[Interface markup and scripts]
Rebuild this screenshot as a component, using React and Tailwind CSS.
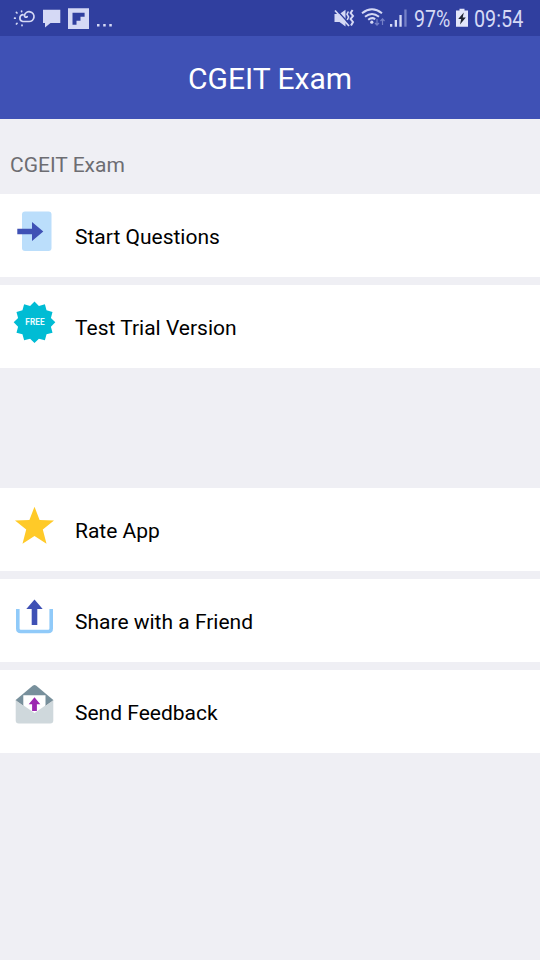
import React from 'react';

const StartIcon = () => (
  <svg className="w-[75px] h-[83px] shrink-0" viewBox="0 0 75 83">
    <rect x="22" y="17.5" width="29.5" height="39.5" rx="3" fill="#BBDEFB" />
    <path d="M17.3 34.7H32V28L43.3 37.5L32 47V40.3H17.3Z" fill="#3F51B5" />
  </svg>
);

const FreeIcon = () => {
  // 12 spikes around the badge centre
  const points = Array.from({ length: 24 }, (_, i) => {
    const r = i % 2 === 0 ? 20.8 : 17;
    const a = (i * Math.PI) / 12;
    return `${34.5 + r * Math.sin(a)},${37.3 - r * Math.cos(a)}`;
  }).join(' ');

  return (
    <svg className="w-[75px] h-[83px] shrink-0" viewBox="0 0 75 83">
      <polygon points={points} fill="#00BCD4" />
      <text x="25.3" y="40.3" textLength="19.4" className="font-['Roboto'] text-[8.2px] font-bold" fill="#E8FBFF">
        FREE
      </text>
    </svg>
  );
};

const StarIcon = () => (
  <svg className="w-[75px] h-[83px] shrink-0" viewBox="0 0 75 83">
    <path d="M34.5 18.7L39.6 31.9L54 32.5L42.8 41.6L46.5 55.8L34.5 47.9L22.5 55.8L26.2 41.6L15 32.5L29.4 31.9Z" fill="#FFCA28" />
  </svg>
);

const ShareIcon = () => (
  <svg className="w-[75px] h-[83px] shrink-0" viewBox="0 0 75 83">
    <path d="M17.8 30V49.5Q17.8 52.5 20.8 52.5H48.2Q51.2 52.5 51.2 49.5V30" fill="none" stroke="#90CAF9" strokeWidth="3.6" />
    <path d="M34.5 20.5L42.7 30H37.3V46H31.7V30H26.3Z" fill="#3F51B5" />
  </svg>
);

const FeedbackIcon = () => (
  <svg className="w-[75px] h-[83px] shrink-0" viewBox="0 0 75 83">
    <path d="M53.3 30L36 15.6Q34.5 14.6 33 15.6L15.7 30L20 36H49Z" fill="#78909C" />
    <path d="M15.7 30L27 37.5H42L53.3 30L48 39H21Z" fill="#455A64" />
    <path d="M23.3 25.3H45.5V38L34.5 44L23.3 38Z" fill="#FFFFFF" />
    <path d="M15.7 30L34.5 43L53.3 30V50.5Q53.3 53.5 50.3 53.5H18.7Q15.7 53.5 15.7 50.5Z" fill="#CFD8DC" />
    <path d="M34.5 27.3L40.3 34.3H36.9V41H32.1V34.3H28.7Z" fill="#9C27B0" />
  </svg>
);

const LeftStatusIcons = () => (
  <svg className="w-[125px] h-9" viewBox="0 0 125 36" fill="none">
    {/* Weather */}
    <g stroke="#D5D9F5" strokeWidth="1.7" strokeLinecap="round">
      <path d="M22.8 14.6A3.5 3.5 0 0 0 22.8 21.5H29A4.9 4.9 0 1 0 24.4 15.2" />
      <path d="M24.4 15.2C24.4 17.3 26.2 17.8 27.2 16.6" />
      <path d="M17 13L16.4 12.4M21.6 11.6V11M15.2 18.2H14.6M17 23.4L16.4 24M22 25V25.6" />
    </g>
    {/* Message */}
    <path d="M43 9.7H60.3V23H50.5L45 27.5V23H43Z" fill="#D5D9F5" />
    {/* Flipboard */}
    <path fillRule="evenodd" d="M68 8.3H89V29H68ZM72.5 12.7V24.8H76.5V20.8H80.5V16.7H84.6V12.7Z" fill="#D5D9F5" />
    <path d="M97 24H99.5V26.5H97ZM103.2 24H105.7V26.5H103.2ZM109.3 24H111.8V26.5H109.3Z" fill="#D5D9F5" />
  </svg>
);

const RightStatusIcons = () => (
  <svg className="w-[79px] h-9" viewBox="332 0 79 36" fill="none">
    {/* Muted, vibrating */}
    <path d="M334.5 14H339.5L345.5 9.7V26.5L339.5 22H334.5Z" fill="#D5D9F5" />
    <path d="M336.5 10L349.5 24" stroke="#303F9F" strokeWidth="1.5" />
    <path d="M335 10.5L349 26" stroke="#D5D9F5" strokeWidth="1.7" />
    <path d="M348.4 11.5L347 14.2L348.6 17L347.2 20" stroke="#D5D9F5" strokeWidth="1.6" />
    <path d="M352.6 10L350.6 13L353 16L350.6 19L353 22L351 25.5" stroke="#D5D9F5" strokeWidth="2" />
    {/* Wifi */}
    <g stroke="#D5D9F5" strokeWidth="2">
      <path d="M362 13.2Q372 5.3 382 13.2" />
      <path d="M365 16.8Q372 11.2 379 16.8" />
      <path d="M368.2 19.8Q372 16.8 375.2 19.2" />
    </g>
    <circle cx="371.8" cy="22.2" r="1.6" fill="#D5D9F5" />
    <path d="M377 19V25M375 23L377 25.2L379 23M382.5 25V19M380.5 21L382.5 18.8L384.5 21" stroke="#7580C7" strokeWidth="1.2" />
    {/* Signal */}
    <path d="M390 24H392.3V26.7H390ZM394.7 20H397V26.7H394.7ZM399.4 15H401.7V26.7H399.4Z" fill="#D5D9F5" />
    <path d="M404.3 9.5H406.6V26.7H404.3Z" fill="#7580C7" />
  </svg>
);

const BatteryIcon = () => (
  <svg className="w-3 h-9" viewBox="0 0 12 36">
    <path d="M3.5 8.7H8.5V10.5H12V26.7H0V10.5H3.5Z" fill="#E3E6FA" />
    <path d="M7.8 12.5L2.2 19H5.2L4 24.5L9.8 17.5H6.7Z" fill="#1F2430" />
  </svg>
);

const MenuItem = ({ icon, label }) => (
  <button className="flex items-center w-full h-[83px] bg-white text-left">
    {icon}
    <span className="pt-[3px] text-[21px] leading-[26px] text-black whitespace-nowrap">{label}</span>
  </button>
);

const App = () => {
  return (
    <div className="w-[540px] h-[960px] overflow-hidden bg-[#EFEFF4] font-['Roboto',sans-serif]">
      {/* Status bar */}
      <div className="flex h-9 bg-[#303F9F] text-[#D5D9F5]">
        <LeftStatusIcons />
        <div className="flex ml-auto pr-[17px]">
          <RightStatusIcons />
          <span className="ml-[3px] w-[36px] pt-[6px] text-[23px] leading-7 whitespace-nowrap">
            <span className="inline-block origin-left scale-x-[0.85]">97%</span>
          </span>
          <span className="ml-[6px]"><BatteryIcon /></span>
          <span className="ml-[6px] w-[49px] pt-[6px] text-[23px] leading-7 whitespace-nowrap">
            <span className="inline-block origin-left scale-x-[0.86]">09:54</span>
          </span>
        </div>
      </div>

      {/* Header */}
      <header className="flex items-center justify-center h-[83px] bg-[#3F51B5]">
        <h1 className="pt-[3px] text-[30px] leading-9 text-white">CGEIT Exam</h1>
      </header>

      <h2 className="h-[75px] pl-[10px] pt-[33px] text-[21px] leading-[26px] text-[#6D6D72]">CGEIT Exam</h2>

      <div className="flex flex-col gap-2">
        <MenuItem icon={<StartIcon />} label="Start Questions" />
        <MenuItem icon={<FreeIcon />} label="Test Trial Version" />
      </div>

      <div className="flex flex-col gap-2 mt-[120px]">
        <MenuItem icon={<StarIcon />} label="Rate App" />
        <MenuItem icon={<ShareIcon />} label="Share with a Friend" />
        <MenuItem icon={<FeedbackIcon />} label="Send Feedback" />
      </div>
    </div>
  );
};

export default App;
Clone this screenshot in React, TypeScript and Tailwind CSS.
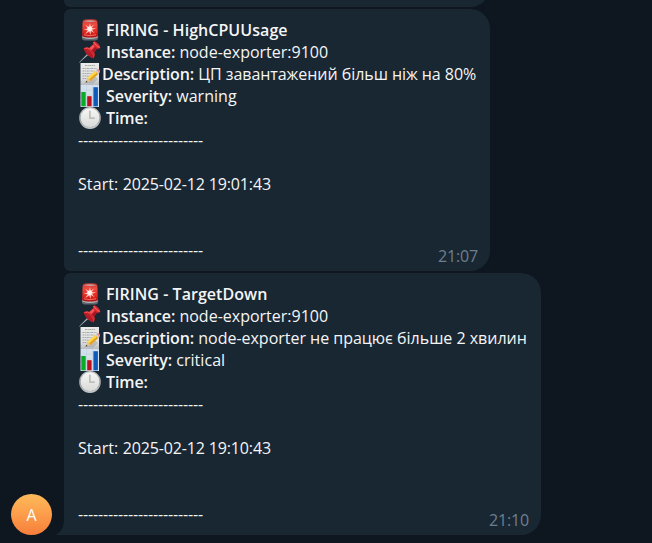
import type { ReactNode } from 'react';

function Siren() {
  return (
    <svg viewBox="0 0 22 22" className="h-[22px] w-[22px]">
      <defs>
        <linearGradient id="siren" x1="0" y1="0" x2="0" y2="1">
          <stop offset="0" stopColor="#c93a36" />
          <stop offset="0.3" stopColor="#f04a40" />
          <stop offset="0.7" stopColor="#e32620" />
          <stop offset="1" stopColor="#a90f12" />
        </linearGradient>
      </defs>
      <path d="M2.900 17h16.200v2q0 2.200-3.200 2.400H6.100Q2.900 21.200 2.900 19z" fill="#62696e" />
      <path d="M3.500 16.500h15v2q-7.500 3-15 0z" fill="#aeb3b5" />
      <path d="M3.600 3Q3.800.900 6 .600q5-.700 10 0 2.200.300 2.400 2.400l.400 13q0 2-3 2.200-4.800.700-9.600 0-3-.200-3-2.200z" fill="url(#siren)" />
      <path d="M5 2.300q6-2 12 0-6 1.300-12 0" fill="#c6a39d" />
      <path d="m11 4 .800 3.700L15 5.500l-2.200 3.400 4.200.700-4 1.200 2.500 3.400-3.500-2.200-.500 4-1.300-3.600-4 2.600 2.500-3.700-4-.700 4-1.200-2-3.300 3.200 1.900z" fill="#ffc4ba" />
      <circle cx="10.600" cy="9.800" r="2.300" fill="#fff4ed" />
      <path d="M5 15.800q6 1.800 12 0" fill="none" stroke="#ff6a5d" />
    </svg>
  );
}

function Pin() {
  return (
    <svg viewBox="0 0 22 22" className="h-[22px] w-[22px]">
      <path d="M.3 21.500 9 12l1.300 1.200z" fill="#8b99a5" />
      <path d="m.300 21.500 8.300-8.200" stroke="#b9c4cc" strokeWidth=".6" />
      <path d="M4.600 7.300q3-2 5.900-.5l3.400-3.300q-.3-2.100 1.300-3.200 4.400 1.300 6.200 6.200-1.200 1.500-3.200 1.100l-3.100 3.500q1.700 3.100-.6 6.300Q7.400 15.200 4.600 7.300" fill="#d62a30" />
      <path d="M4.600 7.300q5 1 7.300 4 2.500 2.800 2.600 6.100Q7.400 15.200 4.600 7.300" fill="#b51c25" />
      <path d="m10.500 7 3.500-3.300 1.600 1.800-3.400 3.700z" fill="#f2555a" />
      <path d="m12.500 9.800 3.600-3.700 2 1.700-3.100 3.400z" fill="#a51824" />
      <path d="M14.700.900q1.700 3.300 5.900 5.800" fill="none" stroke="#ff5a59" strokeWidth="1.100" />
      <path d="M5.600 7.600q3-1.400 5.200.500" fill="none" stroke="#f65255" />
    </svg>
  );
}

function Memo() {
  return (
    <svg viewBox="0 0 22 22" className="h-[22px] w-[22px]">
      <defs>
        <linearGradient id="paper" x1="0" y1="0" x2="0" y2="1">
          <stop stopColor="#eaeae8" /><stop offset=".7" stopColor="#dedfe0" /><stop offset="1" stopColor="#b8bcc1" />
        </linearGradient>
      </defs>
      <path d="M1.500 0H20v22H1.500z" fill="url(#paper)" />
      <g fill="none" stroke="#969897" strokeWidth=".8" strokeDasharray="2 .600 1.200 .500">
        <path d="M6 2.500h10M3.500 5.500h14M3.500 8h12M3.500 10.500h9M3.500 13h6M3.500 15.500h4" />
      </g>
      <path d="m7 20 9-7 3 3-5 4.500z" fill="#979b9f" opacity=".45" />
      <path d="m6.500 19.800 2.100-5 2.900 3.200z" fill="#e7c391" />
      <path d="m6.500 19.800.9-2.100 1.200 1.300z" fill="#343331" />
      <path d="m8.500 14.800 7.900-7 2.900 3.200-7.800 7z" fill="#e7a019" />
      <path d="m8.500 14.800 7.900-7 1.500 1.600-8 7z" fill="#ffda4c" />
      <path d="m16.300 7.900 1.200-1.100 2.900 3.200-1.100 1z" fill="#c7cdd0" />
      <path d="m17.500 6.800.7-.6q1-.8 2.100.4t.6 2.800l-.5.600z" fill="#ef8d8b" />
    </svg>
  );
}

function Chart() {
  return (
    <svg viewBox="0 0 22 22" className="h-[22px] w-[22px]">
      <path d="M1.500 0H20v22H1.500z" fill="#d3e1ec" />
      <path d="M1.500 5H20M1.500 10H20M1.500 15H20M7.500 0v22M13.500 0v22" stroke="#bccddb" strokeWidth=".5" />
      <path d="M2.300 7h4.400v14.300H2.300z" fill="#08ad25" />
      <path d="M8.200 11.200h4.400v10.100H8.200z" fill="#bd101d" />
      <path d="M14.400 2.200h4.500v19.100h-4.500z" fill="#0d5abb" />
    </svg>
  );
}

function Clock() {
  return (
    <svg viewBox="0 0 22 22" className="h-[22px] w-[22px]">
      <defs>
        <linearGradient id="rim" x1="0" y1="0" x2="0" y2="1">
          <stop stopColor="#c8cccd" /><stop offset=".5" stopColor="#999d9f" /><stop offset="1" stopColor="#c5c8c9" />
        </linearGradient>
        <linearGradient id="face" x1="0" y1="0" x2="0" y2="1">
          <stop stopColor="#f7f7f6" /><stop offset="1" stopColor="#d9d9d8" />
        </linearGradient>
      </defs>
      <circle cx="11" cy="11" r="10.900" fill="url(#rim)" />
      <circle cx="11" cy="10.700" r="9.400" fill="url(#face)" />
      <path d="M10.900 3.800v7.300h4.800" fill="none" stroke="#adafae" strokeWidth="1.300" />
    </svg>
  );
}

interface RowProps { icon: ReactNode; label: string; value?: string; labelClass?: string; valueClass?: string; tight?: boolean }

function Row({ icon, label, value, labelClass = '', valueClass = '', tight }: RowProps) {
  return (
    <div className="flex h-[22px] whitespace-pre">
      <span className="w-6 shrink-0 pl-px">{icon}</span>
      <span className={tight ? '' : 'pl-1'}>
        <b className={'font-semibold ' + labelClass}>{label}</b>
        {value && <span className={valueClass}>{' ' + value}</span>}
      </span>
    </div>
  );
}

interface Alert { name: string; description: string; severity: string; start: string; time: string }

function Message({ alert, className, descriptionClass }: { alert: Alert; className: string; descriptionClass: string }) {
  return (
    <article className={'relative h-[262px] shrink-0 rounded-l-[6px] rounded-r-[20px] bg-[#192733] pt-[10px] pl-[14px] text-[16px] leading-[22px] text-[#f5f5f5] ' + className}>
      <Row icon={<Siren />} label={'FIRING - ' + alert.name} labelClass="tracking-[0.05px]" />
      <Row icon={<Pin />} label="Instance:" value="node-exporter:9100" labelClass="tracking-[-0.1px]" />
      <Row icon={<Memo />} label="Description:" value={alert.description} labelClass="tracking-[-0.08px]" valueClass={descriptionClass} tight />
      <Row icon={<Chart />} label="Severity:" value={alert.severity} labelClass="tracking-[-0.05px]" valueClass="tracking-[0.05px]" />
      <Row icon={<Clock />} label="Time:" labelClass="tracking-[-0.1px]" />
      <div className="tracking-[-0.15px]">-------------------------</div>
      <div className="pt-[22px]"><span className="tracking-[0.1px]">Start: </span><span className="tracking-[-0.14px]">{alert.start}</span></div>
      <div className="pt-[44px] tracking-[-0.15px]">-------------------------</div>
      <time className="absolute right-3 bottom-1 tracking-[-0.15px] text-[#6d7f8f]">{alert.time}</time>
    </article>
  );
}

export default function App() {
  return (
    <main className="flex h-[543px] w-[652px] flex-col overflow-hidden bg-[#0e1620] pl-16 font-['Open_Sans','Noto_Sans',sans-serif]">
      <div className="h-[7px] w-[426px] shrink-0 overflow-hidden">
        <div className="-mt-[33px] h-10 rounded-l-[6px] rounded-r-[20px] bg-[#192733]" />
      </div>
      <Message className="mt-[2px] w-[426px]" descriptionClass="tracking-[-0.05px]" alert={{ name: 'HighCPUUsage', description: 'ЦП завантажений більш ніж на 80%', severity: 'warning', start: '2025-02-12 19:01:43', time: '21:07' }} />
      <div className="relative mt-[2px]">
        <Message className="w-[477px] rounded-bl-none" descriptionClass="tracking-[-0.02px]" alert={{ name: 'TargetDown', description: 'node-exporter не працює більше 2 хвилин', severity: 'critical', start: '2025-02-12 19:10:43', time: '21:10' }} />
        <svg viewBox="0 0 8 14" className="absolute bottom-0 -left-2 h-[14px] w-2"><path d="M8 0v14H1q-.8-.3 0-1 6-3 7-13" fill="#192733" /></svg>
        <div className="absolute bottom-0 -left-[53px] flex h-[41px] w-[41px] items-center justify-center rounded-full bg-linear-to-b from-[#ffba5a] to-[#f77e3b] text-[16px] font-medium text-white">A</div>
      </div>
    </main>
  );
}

### [Task goal]
Everything from the first line to the line with "import React from 'react';" must be repeated exactly, and nothing else. Leave the pictures out.

### [Solution to this task]
Rebuild this screenshot as a component, using React and Tailwind CSS.
import React from 'react';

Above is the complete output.